Тутти: книга о любви | страница 36
– Так давай я тебе ее обратно привезу. Вот сейчас поеду и привезу.
– Не надо. Ты устала. Такие пробки. Это далеко. Где-то под Москвой. Я и сама не знаю где.
– Ну, так дай папе трубку. Мой муж ей и говорит:
– Хорошо, хорошо, конечно. Привезешь ее, но только не сейчас. Давай – знаешь что? Вернемся к этому разговору… через неделю. Или мы сами привезем. Но только пусть неделя пройдет. Одна только неделя.
Я позвонила сыну:
– Как она там?
– Хорошо. Все тут обнюхала, кошек всех поразогнала. Сидит в тепле. За ней ухаживают.
– Может, она не очень-то вам и нужна…
– Почему же? Хорошая собачка. Милая такая, симпатичная!
То ли дыра у меня в душе, то ли камень на сердце. Больно! Что-то важное у меня в душе эта Тутти зацепила; с чем-то кровным моим, насущным, родным, дорогим сплелась-срослась-слилась и прихватила это теперь с собой. Что-то «засимволизировала». Оставила мне дом мой пуст. Нарушила что-то в «трансцензусе».
14
За неделю мне нужно было выяснить, что же именно теперь так болезненно заплелось с ней. Может быть, это нечто связанное с моими родителями, с детством моим золотым, несравненным, с юностью, с отчим домом, где всегда жили собаки, порой и по две: с сенбернаром Додоном – рыженькая пушистенькая шпицеобразная Пампушка, найденная на улице. Спала она всегда у него под пузом и бегала, верная, не отходя от него ни на шаг. Оба умерли чуть ли не в один день от лейкоза. Мама пыталась их лечить, нашла на Каширке онкологическое отделение для собак, устроила их туда и даже позвала к нам гости врача, который ими там занимался.

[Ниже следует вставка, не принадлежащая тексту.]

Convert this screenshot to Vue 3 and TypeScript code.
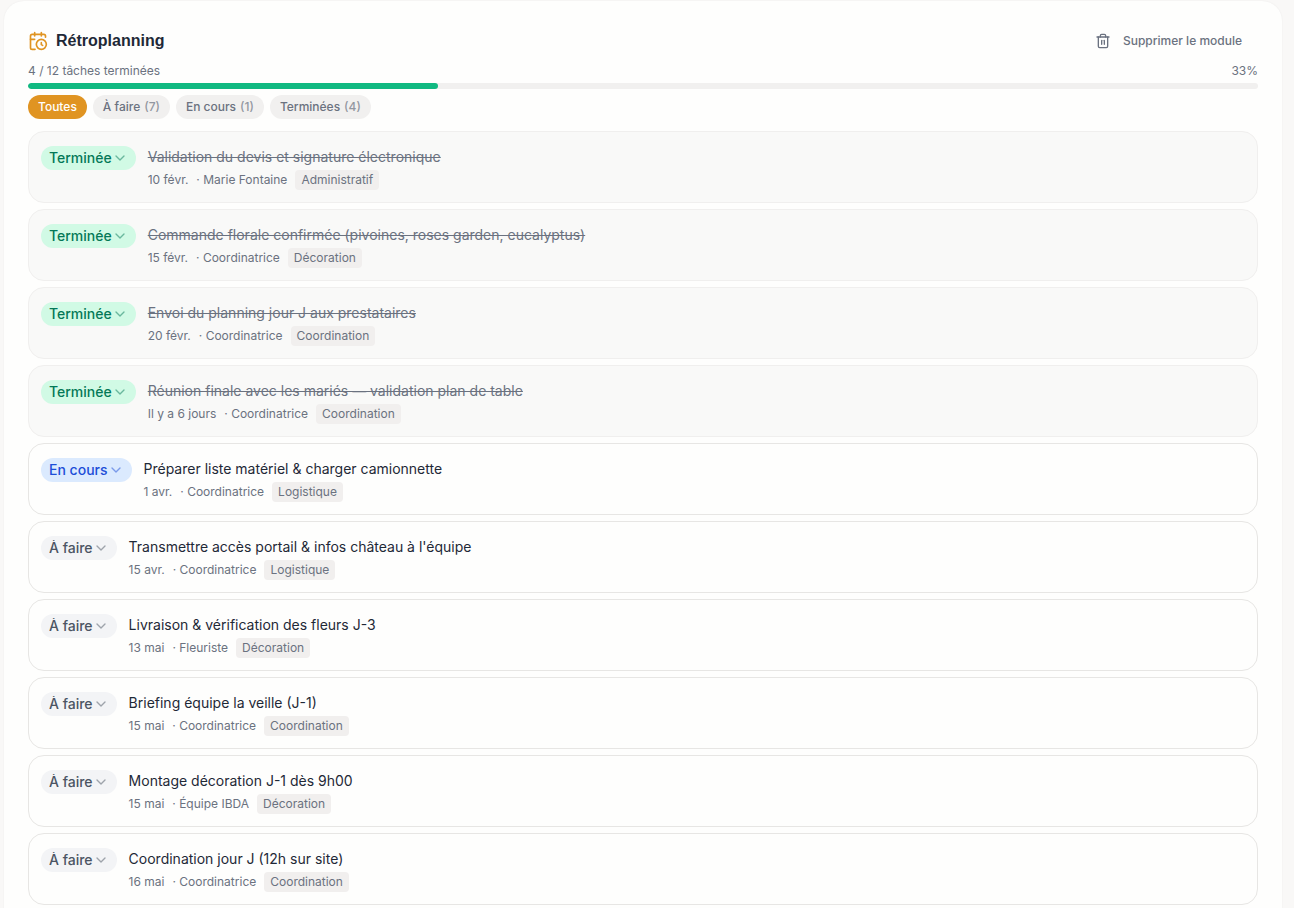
<script setup lang="ts">
import { computed, ref } from 'vue'

type Status = 'todo' | 'doing' | 'done'
type Filter = 'all' | Status

interface Task {
  id: number
  title: string
  date: string
  owner: string
  tag: string
  status: Status
}

const statusLabels: Record<Status, string> = {
  todo: 'À faire',
  doing: 'En cours',
  done: 'Terminée',
}

const filters: { key: Filter; label: string; count?: number }[] = [
  { key: 'all', label: 'Toutes' },
  { key: 'todo', label: 'À faire', count: 7 },
  { key: 'doing', label: 'En cours', count: 1 },
  { key: 'done', label: 'Terminées', count: 4 },
]

const tasks = ref<Task[]>([
  { id: 1, title: 'Validation du devis et signature électronique', date: '10 févr.', owner: 'Marie Fontaine', tag: 'Administratif', status: 'done' },
  { id: 2, title: 'Commande florale confirmée (pivoines, roses garden, eucalyptus)', date: '15 févr.', owner: 'Coordinatrice', tag: 'Décoration', status: 'done' },
  { id: 3, title: 'Envoi du planning jour J aux prestataires', date: '20 févr.', owner: 'Coordinatrice', tag: 'Coordination', status: 'done' },
  { id: 4, title: 'Réunion finale avec les mariés — validation plan de table', date: 'Il y a 6 jours', owner: 'Coordinatrice', tag: 'Coordination', status: 'done' },
  { id: 5, title: 'Préparer liste matériel & charger camionnette', date: '1 avr.', owner: 'Coordinatrice', tag: 'Logistique', status: 'doing' },
  { id: 6, title: "Transmettre accès portail & infos château à l'équipe", date: '15 avr.', owner: 'Coordinatrice', tag: 'Logistique', status: 'todo' },
  { id: 7, title: 'Livraison & vérification des fleurs J-3', date: '13 mai', owner: 'Fleuriste', tag: 'Décoration', status: 'todo' },
  { id: 8, title: 'Briefing équipe la veille (J-1)', date: '15 mai', owner: 'Coordinatrice', tag: 'Coordination', status: 'todo' },
  { id: 9, title: 'Montage décoration J-1 dès 9h00', date: '15 mai', owner: 'Équipe IBDA', tag: 'Décoration', status: 'todo' },
  { id: 10, title: 'Coordination jour J (12h sur site)', date: '16 mai', owner: 'Coordinatrice', tag: 'Coordination', status: 'todo' },
])

const total = 12
const completed = 4
const progress = (completed / total) * 100

const active = ref<Filter>('all')
const visibleTasks = computed(() =>
  active.value === 'all' ? tasks.value : tasks.value.filter((t) => t.status === active.value),
)
</script>

<template>
  <main class="page">
    <section class="module" aria-labelledby="module-title">
      <header class="head">
        <div class="heading">
          <svg class="heading-icon" viewBox="0 0 24 24" aria-hidden="true">
            <path d="M16 14v2.2l1.6 1" />
            <path d="M16 2v4" />
            <path d="M21 7.5V6a2 2 0 0 0-2-2H5a2 2 0 0 0-2 2v14a2 2 0 0 0 2 2h3.5" />
            <path d="M3 10h5" />
            <path d="M8 2v4" />
            <circle cx="16" cy="16" r="6" />
          </svg>
          <h2 id="module-title">Rétroplanning</h2>
        </div>
        <button type="button" class="remove">
          <svg viewBox="0 0 24 24" aria-hidden="true">
            <path d="M10 11v6" />
            <path d="M14 11v6" />
            <path d="M19 6v14a2 2 0 0 1-2 2H7a2 2 0 0 1-2-2V6" />
            <path d="M3 6h18" />
            <path d="M8 6V4a2 2 0 0 1 2-2h4a2 2 0 0 1 2 2v2" />
          </svg>
          Supprimer le module
        </button>
      </header>

      <div class="summary">
        <span>{{ completed }} / {{ total }} tâches terminées</span>
        <span>{{ Math.round(progress) }}%</span>
      </div>
      <div class="track" role="progressbar" aria-label="Tâches terminées" :aria-valuenow="completed" aria-valuemin="0" :aria-valuemax="total">
        <div class="fill" :style="{ width: progress + '%' }"></div>
      </div>

      <div class="filters">
        <button
          v-for="f in filters"
          :key="f.key"
          type="button"
          class="chip"
          :class="{ active: active === f.key }"
          :aria-pressed="active === f.key"
          @click="active = f.key"
        >
          {{ f.label }}<span v-if="f.count" class="count">({{ f.count }})</span>
        </button>
      </div>

      <ul class="tasks">
        <li v-for="task in visibleTasks" :key="task.id" class="task" :class="task.status">
          <div class="status">
            <select v-model="task.status" :aria-label="'Statut : ' + task.title">
              <option v-for="(label, key) in statusLabels" :key="key" :value="key">{{ label }}</option>
            </select>
            <svg class="chevron" viewBox="0 0 24 24" aria-hidden="true"><path d="m6 9 6 6 6-6" /></svg>
          </div>
          <div class="body">
            <p class="title">{{ task.title }}</p>
            <div class="meta">
              <span>{{ task.date }}</span>
              <span>· {{ task.owner }}</span>
              <span class="tag">{{ task.tag }}</span>
            </div>
          </div>
        </li>
      </ul>
    </section>
  </main>
</template>

<style>
body {
  background: #f9f8f7;
}
html {
  scrollbar-width: none;
}
</style>

<style scoped>
.page {
  padding: 1px 12px 0 4px;
  font-family: Inter, "Liberation Sans", sans-serif;
  font-size: 12px;
  line-height: 16px;
  color: #6b7280;
}
.module {
  padding: 24px;
  border-radius: 20px;
  background: #fefefd;
  box-shadow: 0 0 2px rgba(0, 0, 0, 0.06);
}
svg {
  fill: none;
  stroke: currentColor;
  stroke-width: 2;
  stroke-linecap: round;
  stroke-linejoin: round;
  flex: none;
}
button,
select {
  border: 0;
  margin: 0;
  font: inherit;
  color: inherit;
  cursor: pointer;
}
.head,
.heading,
.summary,
.filters,
.meta {
  display: flex;
  align-items: center;
}
.head {
  justify-content: space-between;
}
.heading {
  gap: 8px;
}
.heading-icon {
  width: 20px;
  height: 20px;
  color: #e09422;
}
h2 {
  margin: 0;
  font-family: "Liberation Sans", Arial, sans-serif;
  font-size: 16px;
  line-height: 24px;
  font-weight: 700;
  color: #1f2937;
}
.remove {
  display: flex;
  align-items: center;
  gap: 12px;
  height: 32px;
  padding: 0 16px;
  background: transparent;
  font-weight: 500;
}
.remove svg {
  width: 16px;
  height: 16px;
}
.summary {
  justify-content: space-between;
  margin-top: 6px;
}
.track {
  height: 6px;
  margin-top: 4px;
  border-radius: 3px;
  background: #f1f0ef;
  overflow: hidden;
}
.fill {
  height: 100%;
  border-radius: 3px;
  background: #10b981;
}
.filters {
  flex-wrap: wrap;
  gap: 6px;
  margin-top: 6px;
}
.chip {
  display: flex;
  align-items: center;
  gap: 4px;
  height: 24px;
  padding: 0 10px;
  border-radius: 12px;
  background: #f1f0ef;
  font-weight: 500;
}
.chip.active {
  background: #e09422;
  color: #fff;
}
.count {
  opacity: 0.7;
}
.tasks {
  display: flex;
  flex-direction: column;
  gap: 6px;
  margin: 12px 0 0;
  padding: 0;
  list-style: none;
}
.task {
  display: flex;
  align-items: flex-start;
  gap: 12px;
  padding: 14px 12px 12px;
  border: 1px solid #e7e6e4;
  border-radius: 16px;
}
.task.done {
  background: #f9f9f8;
  border-color: #f0efee;
}
.status {
  position: relative;
  border-radius: 12px;
  background: #f3f4f6;
  color: #4b5563;
}
.status select {
  display: block;
  appearance: none;
  field-sizing: content;
  height: 24px;
  padding: 0 24px 0 8px;
  border-radius: 12px;
  background: transparent;
  font-size: 14px;
  font-weight: 500;
}
.chevron {
  position: absolute;
  top: 4px;
  right: 8px;
  width: 16px;
  height: 16px;
  opacity: 0.5;
  pointer-events: none;
}
.done .status {
  background: #d1fae5;
  color: #047857;
}
.doing .status {
  background: #dbeafe;
  color: #1d4ed8;
}
.body {
  flex: 1;
  min-width: 0;
}
.title {
  margin: 0;
  font-size: 14px;
  line-height: 22px;
  color: #1f2937;
}
.done .title {
  color: #6b7280;
  text-decoration: line-through;
}
.meta {
  flex-wrap: wrap;
  gap: 8px;
  margin-top: 2px;
}
.tag {
  padding: 2px 6px;
  border-radius: 4px;
  background: #f1efee;
}
</style>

– Я думаю, что у вас район повышенной канцерогенности, – сказал он в ответ на ее вопрошания, – от чего они могли оба заболеть.
Но мы жили в замечательном месте – в самом начале Кутузовского проспекта, напротив гостиницы «Украина», окна выходили на нынешний Украинский бульвар, а тогда это был просто парк. А оказывается, где-то там, на набережной, в нескольких километрах располагался завод, из труб которого день и ночь валил черный дым. Вот и у нас между окнами к весне всегда накапливалась какая-то чернота.
Мама переполошилась – все время ощупывала меня и моего брата, нет ли у нас набухших лимфатических узлов, все порывалась обменивать квартиру и, в конце концов, дала такой странный обет: если мы не заболеем, то она и нас покрестит, и покрестится сама. Но потом она как-то легкомысленно об этом просто забыла, и я крестилась уже сама, будучи взрослой, возила креститься и брата, а потом, когда мама заболела смертельной болезнью и уже не вставала, отвезла покреститься и ее. Она, впрочем, тогда сразу после крещения и причастия почувствовала себя лучше, встала на ноги, стала прихорашиваться, наряжаться, напевать что-то бравурное себе под нос, даже и пританцовывала при этом. Ее больничный врач, встретив меня на улице, поздоровался и скорбно отвел глаза.